◆ THE REQUEST:
Omit all images. Write out the rest of the material exactly.

◆ DATA BLOCK:
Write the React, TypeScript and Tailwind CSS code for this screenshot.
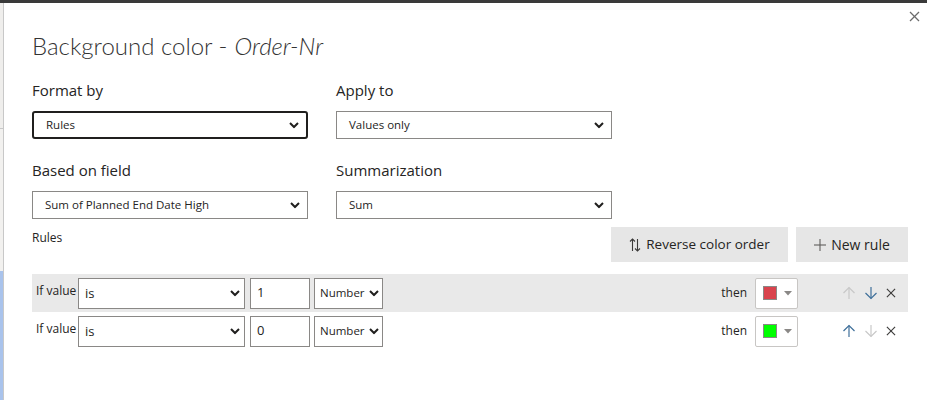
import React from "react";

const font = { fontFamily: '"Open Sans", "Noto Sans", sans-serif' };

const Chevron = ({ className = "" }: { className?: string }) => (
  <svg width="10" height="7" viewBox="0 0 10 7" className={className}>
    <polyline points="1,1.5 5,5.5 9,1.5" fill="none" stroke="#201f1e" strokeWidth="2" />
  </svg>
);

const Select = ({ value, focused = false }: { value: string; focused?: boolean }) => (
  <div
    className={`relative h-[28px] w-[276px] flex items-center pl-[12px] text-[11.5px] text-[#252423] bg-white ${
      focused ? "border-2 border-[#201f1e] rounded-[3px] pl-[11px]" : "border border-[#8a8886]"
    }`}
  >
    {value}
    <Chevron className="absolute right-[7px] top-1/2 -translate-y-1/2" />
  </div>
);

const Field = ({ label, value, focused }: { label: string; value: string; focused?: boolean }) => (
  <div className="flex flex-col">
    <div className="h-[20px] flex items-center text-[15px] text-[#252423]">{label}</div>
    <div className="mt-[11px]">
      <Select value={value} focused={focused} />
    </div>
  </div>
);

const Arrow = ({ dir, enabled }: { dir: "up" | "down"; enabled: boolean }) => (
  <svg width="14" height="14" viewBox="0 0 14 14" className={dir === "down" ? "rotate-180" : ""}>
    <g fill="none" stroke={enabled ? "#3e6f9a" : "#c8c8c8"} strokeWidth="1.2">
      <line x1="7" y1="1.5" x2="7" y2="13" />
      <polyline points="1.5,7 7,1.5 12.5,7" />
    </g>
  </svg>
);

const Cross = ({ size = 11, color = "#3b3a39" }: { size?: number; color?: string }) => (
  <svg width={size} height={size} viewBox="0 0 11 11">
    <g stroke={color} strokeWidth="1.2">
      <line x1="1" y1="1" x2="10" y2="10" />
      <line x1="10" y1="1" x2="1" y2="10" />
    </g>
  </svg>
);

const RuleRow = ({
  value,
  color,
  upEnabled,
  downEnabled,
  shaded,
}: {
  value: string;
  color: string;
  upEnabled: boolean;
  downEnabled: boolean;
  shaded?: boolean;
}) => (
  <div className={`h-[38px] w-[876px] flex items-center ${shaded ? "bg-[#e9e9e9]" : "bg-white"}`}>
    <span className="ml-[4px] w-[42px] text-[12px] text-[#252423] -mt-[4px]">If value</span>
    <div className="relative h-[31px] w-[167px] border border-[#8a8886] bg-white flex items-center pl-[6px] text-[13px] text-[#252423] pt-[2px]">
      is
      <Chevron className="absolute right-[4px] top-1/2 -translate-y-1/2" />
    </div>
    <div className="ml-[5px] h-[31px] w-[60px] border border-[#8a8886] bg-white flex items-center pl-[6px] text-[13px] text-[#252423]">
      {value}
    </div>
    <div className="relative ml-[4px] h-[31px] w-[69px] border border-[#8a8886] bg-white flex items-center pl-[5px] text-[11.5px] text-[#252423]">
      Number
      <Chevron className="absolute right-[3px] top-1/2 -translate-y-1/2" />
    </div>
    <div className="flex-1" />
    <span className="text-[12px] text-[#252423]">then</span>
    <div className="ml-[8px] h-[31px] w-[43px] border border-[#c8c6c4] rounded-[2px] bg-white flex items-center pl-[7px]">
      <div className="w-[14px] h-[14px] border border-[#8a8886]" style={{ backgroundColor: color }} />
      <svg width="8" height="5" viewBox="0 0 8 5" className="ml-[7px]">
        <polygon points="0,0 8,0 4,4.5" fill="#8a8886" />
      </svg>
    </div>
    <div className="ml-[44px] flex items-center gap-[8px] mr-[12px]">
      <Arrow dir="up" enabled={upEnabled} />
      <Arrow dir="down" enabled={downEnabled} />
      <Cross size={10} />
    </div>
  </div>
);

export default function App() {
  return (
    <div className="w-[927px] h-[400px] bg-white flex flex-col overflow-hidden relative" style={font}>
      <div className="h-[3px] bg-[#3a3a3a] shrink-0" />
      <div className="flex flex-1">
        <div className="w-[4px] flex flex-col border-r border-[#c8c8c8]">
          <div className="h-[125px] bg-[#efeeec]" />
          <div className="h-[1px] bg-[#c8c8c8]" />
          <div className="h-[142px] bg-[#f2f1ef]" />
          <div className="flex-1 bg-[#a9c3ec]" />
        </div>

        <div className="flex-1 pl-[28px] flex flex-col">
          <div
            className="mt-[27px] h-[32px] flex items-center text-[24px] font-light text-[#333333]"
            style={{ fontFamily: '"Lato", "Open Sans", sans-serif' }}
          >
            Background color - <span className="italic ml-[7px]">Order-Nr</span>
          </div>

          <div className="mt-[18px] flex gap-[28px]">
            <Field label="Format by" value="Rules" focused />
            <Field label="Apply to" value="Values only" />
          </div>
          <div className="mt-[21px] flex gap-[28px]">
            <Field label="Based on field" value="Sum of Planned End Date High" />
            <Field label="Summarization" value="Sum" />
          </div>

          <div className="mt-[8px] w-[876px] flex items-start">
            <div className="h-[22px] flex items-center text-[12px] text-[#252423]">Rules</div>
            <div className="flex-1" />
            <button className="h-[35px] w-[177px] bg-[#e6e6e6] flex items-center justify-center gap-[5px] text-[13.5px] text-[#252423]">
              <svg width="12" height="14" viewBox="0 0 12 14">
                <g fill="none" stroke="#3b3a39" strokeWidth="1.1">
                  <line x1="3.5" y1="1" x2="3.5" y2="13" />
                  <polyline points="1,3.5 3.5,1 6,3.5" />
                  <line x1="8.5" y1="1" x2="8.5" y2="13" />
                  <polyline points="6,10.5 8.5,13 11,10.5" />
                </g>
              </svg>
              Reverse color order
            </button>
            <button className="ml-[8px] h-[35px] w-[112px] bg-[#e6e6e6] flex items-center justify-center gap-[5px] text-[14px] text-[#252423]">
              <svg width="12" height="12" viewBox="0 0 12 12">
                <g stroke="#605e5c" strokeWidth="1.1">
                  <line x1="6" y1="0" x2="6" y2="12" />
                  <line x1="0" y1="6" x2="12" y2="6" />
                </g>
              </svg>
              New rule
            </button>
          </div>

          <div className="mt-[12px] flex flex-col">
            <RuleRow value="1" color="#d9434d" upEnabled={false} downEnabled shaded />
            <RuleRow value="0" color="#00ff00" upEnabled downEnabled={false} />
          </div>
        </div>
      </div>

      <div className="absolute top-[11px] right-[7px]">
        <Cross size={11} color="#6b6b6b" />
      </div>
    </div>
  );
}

◆ THE OUTPUT:
Write the React, TypeScript and Tailwind CSS code for this screenshot.
import React from "react";

const font = { fontFamily: '"Open Sans", "Noto Sans", sans-serif' };

const Chevron = ({ className = "" }: { className?: string }) => (
  <svg width="10" height="7" viewBox="0 0 10 7" className={className}>
    <polyline points="1,1.5 5,5.5 9,1.5" fill="none" stroke="#201f1e" strokeWidth="2" />
  </svg>
);

const Select = ({ value, focused = false }: { value: string; focused?: boolean }) => (
  <div
    className={`relative h-[28px] w-[276px] flex items-center pl-[12px] text-[11.5px] text-[#252423] bg-white ${
      focused ? "border-2 border-[#201f1e] rounded-[3px] pl-[11px]" : "border border-[#8a8886]"
    }`}
  >
    {value}
    <Chevron className="absolute right-[7px] top-1/2 -translate-y-1/2" />
  </div>
);

const Field = ({ label, value, focused }: { label: string; value: string; focused?: boolean }) => (
  <div className="flex flex-col">
    <div className="h-[20px] flex items-center text-[15px] text-[#252423]">{label}</div>
    <div className="mt-[11px]">
      <Select value={value} focused={focused} />
    </div>
  </div>
);

const Arrow = ({ dir, enabled }: { dir: "up" | "down"; enabled: boolean }) => (
  <svg width="14" height="14" viewBox="0 0 14 14" className={dir === "down" ? "rotate-180" : ""}>
    <g fill="none" stroke={enabled ? "#3e6f9a" : "#c8c8c8"} strokeWidth="1.2">
      <line x1="7" y1="1.5" x2="7" y2="13" />
      <polyline points="1.5,7 7,1.5 12.5,7" />
    </g>
  </svg>
);

const Cross = ({ size = 11, color = "#3b3a39" }: { size?: number; color?: string }) => (
  <svg width={size} height={size} viewBox="0 0 11 11">
    <g stroke={color} strokeWidth="1.2">
      <line x1="1" y1="1" x2="10" y2="10" />
      <line x1="10" y1="1" x2="1" y2="10" />
    </g>
  </svg>
);

const RuleRow = ({
  value,
  color,
  upEnabled,
  downEnabled,
  shaded,
}: {
  value: string;
  color: string;
  upEnabled: boolean;
  downEnabled: boolean;
  shaded?: boolean;
}) => (
  <div className={`h-[38px] w-[876px] flex items-center ${shaded ? "bg-[#e9e9e9]" : "bg-white"}`}>
    <span className="ml-[4px] w-[42px] text-[12px] text-[#252423] -mt-[4px]">If value</span>
    <div className="relative h-[31px] w-[167px] border border-[#8a8886] bg-white flex items-center pl-[6px] text-[13px] text-[#252423] pt-[2px]">
      is
      <Chevron className="absolute right-[4px] top-1/2 -translate-y-1/2" />
    </div>
    <div className="ml-[5px] h-[31px] w-[60px] border border-[#8a8886] bg-white flex items-center pl-[6px] text-[13px] text-[#252423]">
      {value}
    </div>
    <div className="relative ml-[4px] h-[31px] w-[69px] border border-[#8a8886] bg-white flex items-center pl-[5px] text-[11.5px] text-[#252423]">
      Number
      <Chevron className="absolute right-[3px] top-1/2 -translate-y-1/2" />
    </div>
    <div className="flex-1" />
    <span className="text-[12px] text-[#252423]">then</span>
    <div className="ml-[8px] h-[31px] w-[43px] border border-[#c8c6c4] rounded-[2px] bg-white flex items-center pl-[7px]">
      <div className="w-[14px] h-[14px] border border-[#8a8886]" style={{ backgroundColor: color }} />
      <svg width="8" height="5" viewBox="0 0 8 5" className="ml-[7px]">
        <polygon points="0,0 8,0 4,4.5" fill="#8a8886" />
      </svg>
    </div>
    <div className="ml-[44px] flex items-center gap-[8px] mr-[12px]">
      <Arrow dir="up" enabled={upEnabled} />
      <Arrow dir="down" enabled={downEnabled} />
      <Cross size={10} />
    </div>
  </div>
);

export default function App() {
  return (
    <div className="w-[927px] h-[400px] bg-white flex flex-col overflow-hidden relative" style={font}>
      <div className="h-[3px] bg-[#3a3a3a] shrink-0" />
      <div className="flex flex-1">
        <div className="w-[4px] flex flex-col border-r border-[#c8c8c8]">
          <div className="h-[125px] bg-[#efeeec]" />
          <div className="h-[1px] bg-[#c8c8c8]" />
          <div className="h-[142px] bg-[#f2f1ef]" />
          <div className="flex-1 bg-[#a9c3ec]" />
        </div>

        <div className="flex-1 pl-[28px] flex flex-col">
          <div
            className="mt-[27px] h-[32px] flex items-center text-[24px] font-light text-[#333333]"
            style={{ fontFamily: '"Lato", "Open Sans", sans-serif' }}
          >
            Background color - <span className="italic ml-[7px]">Order-Nr</span>
          </div>

          <div className="mt-[18px] flex gap-[28px]">
            <Field label="Format by" value="Rules" focused />
            <Field label="Apply to" value="Values only" />
          </div>
          <div className="mt-[21px] flex gap-[28px]">
            <Field label="Based on field" value="Sum of Planned End Date High" />
            <Field label="Summarization" value="Sum" />
          </div>

          <div className="mt-[8px] w-[876px] flex items-start">
            <div className="h-[22px] flex items-center text-[12px] text-[#252423]">Rules</div>
            <div className="flex-1" />
            <button className="h-[35px] w-[177px] bg-[#e6e6e6] flex items-center justify-center gap-[5px] text-[13.5px] text-[#252423]">
              <svg width="12" height="14" viewBox="0 0 12 14">
                <g fill="none" stroke="#3b3a39" strokeWidth="1.1">
                  <line x1="3.5" y1="1" x2="3.5" y2="13" />
                  <polyline points="1,3.5 3.5,1 6,3.5" />
                  <line x1="8.5" y1="1" x2="8.5" y2="13" />
                  <polyline points="6,10.5 8.5,13 11,10.5" />
                </g>
              </svg>
              Reverse color order
            </button>
            <button className="ml-[8px] h-[35px] w-[112px] bg-[#e6e6e6] flex items-center justify-center gap-[5px] text-[14px] text-[#252423]">
              <svg width="12" height="12" viewBox="0 0 12 12">
                <g stroke="#605e5c" strokeWidth="1.1">
                  <line x1="6" y1="0" x2="6" y2="12" />
                  <line x1="0" y1="6" x2="12" y2="6" />
                </g>
              </svg>
              New rule
            </button>
          </div>

          <div className="mt-[12px] flex flex-col">
            <RuleRow value="1" color="#d9434d" upEnabled={false} downEnabled shaded />
            <RuleRow value="0" color="#00ff00" upEnabled downEnabled={false} />
          </div>
        </div>
      </div>

      <div className="absolute top-[11px] right-[7px]">
        <Cross size={11} color="#6b6b6b" />
      </div>
    </div>
  );
}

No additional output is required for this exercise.